_Task description_
Extract each line of the material that follows exactly and omit its pictures.

_Data extract_
------------------------------------------------------------

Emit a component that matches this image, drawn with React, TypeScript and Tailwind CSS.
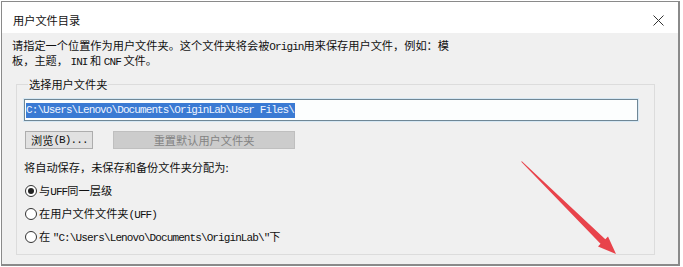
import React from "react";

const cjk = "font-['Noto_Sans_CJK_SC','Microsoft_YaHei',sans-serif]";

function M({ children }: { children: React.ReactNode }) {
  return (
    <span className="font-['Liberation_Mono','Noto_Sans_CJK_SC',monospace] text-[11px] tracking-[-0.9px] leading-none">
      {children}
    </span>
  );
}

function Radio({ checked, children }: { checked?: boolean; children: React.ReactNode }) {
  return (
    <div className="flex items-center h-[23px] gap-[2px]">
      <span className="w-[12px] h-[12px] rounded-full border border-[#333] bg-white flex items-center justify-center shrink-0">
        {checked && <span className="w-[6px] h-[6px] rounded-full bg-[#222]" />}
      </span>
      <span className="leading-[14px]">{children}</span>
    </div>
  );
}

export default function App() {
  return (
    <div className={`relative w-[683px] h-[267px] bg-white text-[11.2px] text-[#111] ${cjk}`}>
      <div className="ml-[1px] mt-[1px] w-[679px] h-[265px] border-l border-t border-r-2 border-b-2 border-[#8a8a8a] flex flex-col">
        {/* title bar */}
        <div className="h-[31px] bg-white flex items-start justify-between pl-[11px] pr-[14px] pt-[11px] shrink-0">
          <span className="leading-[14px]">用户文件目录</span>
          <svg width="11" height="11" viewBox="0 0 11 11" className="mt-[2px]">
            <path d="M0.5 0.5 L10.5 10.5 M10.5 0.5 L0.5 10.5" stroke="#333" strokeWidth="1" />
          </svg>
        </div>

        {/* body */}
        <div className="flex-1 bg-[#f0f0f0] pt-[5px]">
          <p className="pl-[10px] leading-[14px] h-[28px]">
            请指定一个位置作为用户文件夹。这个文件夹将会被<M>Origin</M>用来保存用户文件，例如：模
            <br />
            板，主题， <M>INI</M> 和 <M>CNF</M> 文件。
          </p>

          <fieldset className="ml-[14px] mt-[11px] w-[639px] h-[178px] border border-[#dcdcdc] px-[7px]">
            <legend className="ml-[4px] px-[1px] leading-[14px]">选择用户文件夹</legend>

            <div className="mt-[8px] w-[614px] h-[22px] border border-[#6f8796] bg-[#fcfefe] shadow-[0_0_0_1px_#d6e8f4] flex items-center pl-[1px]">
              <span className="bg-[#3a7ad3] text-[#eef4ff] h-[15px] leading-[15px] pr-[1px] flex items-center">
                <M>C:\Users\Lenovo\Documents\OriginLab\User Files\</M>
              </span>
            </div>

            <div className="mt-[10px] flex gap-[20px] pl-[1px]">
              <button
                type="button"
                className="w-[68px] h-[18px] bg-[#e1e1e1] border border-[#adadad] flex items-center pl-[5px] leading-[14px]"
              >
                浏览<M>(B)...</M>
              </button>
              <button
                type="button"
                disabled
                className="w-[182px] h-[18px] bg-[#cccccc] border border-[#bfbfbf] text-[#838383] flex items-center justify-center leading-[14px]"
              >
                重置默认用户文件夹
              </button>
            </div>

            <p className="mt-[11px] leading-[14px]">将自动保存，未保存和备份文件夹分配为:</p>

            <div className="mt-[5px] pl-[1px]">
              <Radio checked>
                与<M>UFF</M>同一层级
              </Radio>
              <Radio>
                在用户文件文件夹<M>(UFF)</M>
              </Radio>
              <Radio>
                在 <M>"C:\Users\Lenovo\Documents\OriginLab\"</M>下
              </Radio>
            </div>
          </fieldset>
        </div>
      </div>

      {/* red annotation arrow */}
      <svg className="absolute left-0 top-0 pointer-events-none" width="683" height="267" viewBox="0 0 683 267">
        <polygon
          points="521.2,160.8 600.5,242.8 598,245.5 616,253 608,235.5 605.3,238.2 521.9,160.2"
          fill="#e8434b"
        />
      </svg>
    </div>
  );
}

------------------------------------------------------------

_Output_
Emit a component that matches this image, drawn with React, TypeScript and Tailwind CSS.
import React from "react";

const cjk = "font-['Noto_Sans_CJK_SC','Microsoft_YaHei',sans-serif]";

function M({ children }: { children: React.ReactNode }) {
  return (
    <span className="font-['Liberation_Mono','Noto_Sans_CJK_SC',monospace] text-[11px] tracking-[-0.9px] leading-none">
      {children}
    </span>
  );
}

function Radio({ checked, children }: { checked?: boolean; children: React.ReactNode }) {
  return (
    <div className="flex items-center h-[23px] gap-[2px]">
      <span className="w-[12px] h-[12px] rounded-full border border-[#333] bg-white flex items-center justify-center shrink-0">
        {checked && <span className="w-[6px] h-[6px] rounded-full bg-[#222]" />}
      </span>
      <span className="leading-[14px]">{children}</span>
    </div>
  );
}

export default function App() {
  return (
    <div className={`relative w-[683px] h-[267px] bg-white text-[11.2px] text-[#111] ${cjk}`}>
      <div className="ml-[1px] mt-[1px] w-[679px] h-[265px] border-l border-t border-r-2 border-b-2 border-[#8a8a8a] flex flex-col">
        {/* title bar */}
        <div className="h-[31px] bg-white flex items-start justify-between pl-[11px] pr-[14px] pt-[11px] shrink-0">
          <span className="leading-[14px]">用户文件目录</span>
          <svg width="11" height="11" viewBox="0 0 11 11" className="mt-[2px]">
            <path d="M0.5 0.5 L10.5 10.5 M10.5 0.5 L0.5 10.5" stroke="#333" strokeWidth="1" />
          </svg>
        </div>

        {/* body */}
        <div className="flex-1 bg-[#f0f0f0] pt-[5px]">
          <p className="pl-[10px] leading-[14px] h-[28px]">
            请指定一个位置作为用户文件夹。这个文件夹将会被<M>Origin</M>用来保存用户文件，例如：模
            <br />
            板，主题， <M>INI</M> 和 <M>CNF</M> 文件。
          </p>

          <fieldset className="ml-[14px] mt-[11px] w-[639px] h-[178px] border border-[#dcdcdc] px-[7px]">
            <legend className="ml-[4px] px-[1px] leading-[14px]">选择用户文件夹</legend>

            <div className="mt-[8px] w-[614px] h-[22px] border border-[#6f8796] bg-[#fcfefe] shadow-[0_0_0_1px_#d6e8f4] flex items-center pl-[1px]">
              <span className="bg-[#3a7ad3] text-[#eef4ff] h-[15px] leading-[15px] pr-[1px] flex items-center">
                <M>C:\Users\Lenovo\Documents\OriginLab\User Files\</M>
              </span>
            </div>

            <div className="mt-[10px] flex gap-[20px] pl-[1px]">
              <button
                type="button"
                className="w-[68px] h-[18px] bg-[#e1e1e1] border border-[#adadad] flex items-center pl-[5px] leading-[14px]"
              >
                浏览<M>(B)...</M>
              </button>
              <button
                type="button"
                disabled
                className="w-[182px] h-[18px] bg-[#cccccc] border border-[#bfbfbf] text-[#838383] flex items-center justify-center leading-[14px]"
              >
                重置默认用户文件夹
              </button>
            </div>

            <p className="mt-[11px] leading-[14px]">将自动保存，未保存和备份文件夹分配为:</p>

            <div className="mt-[5px] pl-[1px]">
              <Radio checked>
                与<M>UFF</M>同一层级
              </Radio>
              <Radio>
                在用户文件文件夹<M>(UFF)</M>
              </Radio>
              <Radio>
                在 <M>"C:\Users\Lenovo\Documents\OriginLab\"</M>下
              </Radio>
            </div>
          </fieldset>
        </div>
      </div>

      {/* red annotation arrow */}
      <svg className="absolute left-0 top-0 pointer-events-none" width="683" height="267" viewBox="0 0 683 267">
        <polygon
          points="521.2,160.8 600.5,242.8 598,245.5 616,253 608,235.5 605.3,238.2 521.9,160.2"
          fill="#e8434b"
        />
      </svg>
    </div>
  );
}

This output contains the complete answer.